_TASK GOAL_
Copy the listing below in full and skip every picture.

BEGIN

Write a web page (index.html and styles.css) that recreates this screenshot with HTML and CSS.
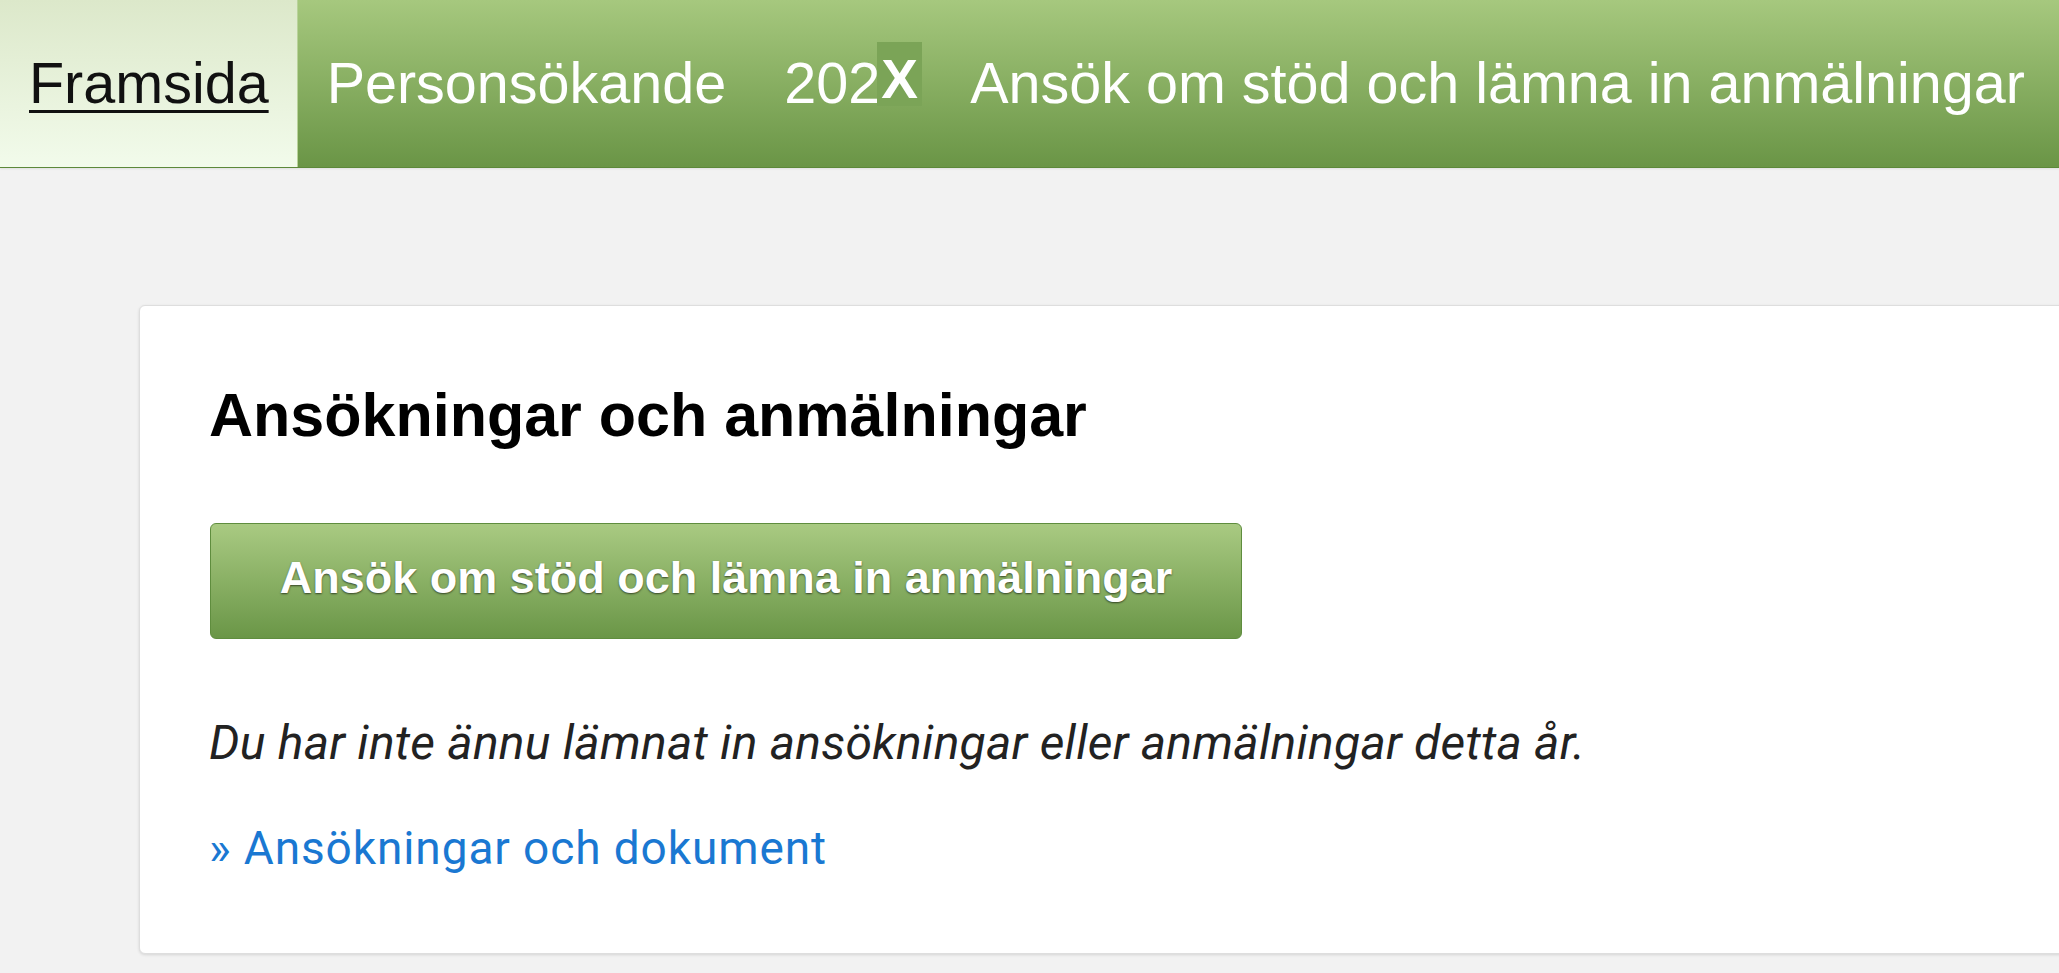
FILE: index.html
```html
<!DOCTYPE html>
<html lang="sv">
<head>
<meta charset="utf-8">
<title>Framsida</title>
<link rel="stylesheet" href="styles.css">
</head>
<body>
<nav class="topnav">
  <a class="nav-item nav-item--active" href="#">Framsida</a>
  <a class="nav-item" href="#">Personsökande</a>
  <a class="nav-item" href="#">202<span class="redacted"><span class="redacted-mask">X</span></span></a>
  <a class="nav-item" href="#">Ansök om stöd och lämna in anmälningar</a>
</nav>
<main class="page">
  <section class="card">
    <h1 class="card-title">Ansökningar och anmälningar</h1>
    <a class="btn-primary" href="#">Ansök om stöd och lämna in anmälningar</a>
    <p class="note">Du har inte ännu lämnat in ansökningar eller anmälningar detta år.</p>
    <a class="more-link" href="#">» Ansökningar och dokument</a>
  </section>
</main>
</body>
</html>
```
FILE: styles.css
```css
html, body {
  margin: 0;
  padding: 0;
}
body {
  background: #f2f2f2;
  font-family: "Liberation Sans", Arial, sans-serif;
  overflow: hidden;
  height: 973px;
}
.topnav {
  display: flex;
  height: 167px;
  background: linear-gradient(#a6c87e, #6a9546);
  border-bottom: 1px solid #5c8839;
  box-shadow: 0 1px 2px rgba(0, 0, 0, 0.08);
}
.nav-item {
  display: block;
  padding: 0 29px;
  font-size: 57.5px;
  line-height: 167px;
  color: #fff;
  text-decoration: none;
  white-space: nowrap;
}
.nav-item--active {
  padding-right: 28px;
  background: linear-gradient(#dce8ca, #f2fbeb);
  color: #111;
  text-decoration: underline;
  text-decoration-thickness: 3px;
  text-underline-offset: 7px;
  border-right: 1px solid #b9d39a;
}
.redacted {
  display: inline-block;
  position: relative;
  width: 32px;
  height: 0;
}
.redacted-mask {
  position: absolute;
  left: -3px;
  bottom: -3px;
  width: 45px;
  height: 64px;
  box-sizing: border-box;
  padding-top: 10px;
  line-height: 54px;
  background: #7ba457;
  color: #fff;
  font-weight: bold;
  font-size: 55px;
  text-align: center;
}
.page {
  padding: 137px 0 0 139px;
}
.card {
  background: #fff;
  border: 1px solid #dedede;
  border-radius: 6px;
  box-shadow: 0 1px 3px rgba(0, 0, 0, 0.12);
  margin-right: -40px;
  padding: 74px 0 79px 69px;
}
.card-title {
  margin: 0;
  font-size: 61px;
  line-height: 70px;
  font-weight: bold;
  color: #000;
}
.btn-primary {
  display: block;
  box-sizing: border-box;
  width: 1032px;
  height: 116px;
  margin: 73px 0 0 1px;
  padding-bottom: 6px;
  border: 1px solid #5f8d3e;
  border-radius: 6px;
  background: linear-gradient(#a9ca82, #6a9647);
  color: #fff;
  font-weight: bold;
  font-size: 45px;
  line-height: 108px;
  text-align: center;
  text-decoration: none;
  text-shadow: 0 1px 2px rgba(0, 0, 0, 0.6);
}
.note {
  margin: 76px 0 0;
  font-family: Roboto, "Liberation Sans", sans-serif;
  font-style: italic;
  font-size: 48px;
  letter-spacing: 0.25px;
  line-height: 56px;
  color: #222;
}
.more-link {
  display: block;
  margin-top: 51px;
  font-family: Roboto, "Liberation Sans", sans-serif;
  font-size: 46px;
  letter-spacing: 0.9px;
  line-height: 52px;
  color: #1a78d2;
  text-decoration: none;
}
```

END

_PROBLEM SOLUTION_
Write a web page (index.html and styles.css) that recreates this screenshot with HTML and CSS.
FILE: index.html
```html
<!DOCTYPE html>
<html lang="sv">
<head>
<meta charset="utf-8">
<title>Framsida</title>
<link rel="stylesheet" href="styles.css">
</head>
<body>
<nav class="topnav">
  <a class="nav-item nav-item--active" href="#">Framsida</a>
  <a class="nav-item" href="#">Personsökande</a>
  <a class="nav-item" href="#">202<span class="redacted"><span class="redacted-mask">X</span></span></a>
  <a class="nav-item" href="#">Ansök om stöd och lämna in anmälningar</a>
</nav>
<main class="page">
  <section class="card">
    <h1 class="card-title">Ansökningar och anmälningar</h1>
    <a class="btn-primary" href="#">Ansök om stöd och lämna in anmälningar</a>
    <p class="note">Du har inte ännu lämnat in ansökningar eller anmälningar detta år.</p>
    <a class="more-link" href="#">» Ansökningar och dokument</a>
  </section>
</main>
</body>
</html>
```
FILE: styles.css
```css
html, body {
  margin: 0;
  padding: 0;
}
body {
  background: #f2f2f2;
  font-family: "Liberation Sans", Arial, sans-serif;
  overflow: hidden;
  height: 973px;
}
.topnav {
  display: flex;
  height: 167px;
  background: linear-gradient(#a6c87e, #6a9546);
  border-bottom: 1px solid #5c8839;
  box-shadow: 0 1px 2px rgba(0, 0, 0, 0.08);
}
.nav-item {
  display: block;
  padding: 0 29px;
  font-size: 57.5px;
  line-height: 167px;
  color: #fff;
  text-decoration: none;
  white-space: nowrap;
}
.nav-item--active {
  padding-right: 28px;
  background: linear-gradient(#dce8ca, #f2fbeb);
  color: #111;
  text-decoration: underline;
  text-decoration-thickness: 3px;
  text-underline-offset: 7px;
  border-right: 1px solid #b9d39a;
}
.redacted {
  display: inline-block;
  position: relative;
  width: 32px;
  height: 0;
}
.redacted-mask {
  position: absolute;
  left: -3px;
  bottom: -3px;
  width: 45px;
  height: 64px;
  box-sizing: border-box;
  padding-top: 10px;
  line-height: 54px;
  background: #7ba457;
  color: #fff;
  font-weight: bold;
  font-size: 55px;
  text-align: center;
}
.page {
  padding: 137px 0 0 139px;
}
.card {
  background: #fff;
  border: 1px solid #dedede;
  border-radius: 6px;
  box-shadow: 0 1px 3px rgba(0, 0, 0, 0.12);
  margin-right: -40px;
  padding: 74px 0 79px 69px;
}
.card-title {
  margin: 0;
  font-size: 61px;
  line-height: 70px;
  font-weight: bold;
  color: #000;
}
.btn-primary {
  display: block;
  box-sizing: border-box;
  width: 1032px;
  height: 116px;
  margin: 73px 0 0 1px;
  padding-bottom: 6px;
  border: 1px solid #5f8d3e;
  border-radius: 6px;
  background: linear-gradient(#a9ca82, #6a9647);
  color: #fff;
  font-weight: bold;
  font-size: 45px;
  line-height: 108px;
  text-align: center;
  text-decoration: none;
  text-shadow: 0 1px 2px rgba(0, 0, 0, 0.6);
}
.note {
  margin: 76px 0 0;
  font-family: Roboto, "Liberation Sans", sans-serif;
  font-style: italic;
  font-size: 48px;
  letter-spacing: 0.25px;
  line-height: 56px;
  color: #222;
}
.more-link {
  display: block;
  margin-top: 51px;
  font-family: Roboto, "Liberation Sans", sans-serif;
  font-size: 46px;
  letter-spacing: 0.9px;
  line-height: 52px;
  color: #1a78d2;
  text-decoration: none;
}
```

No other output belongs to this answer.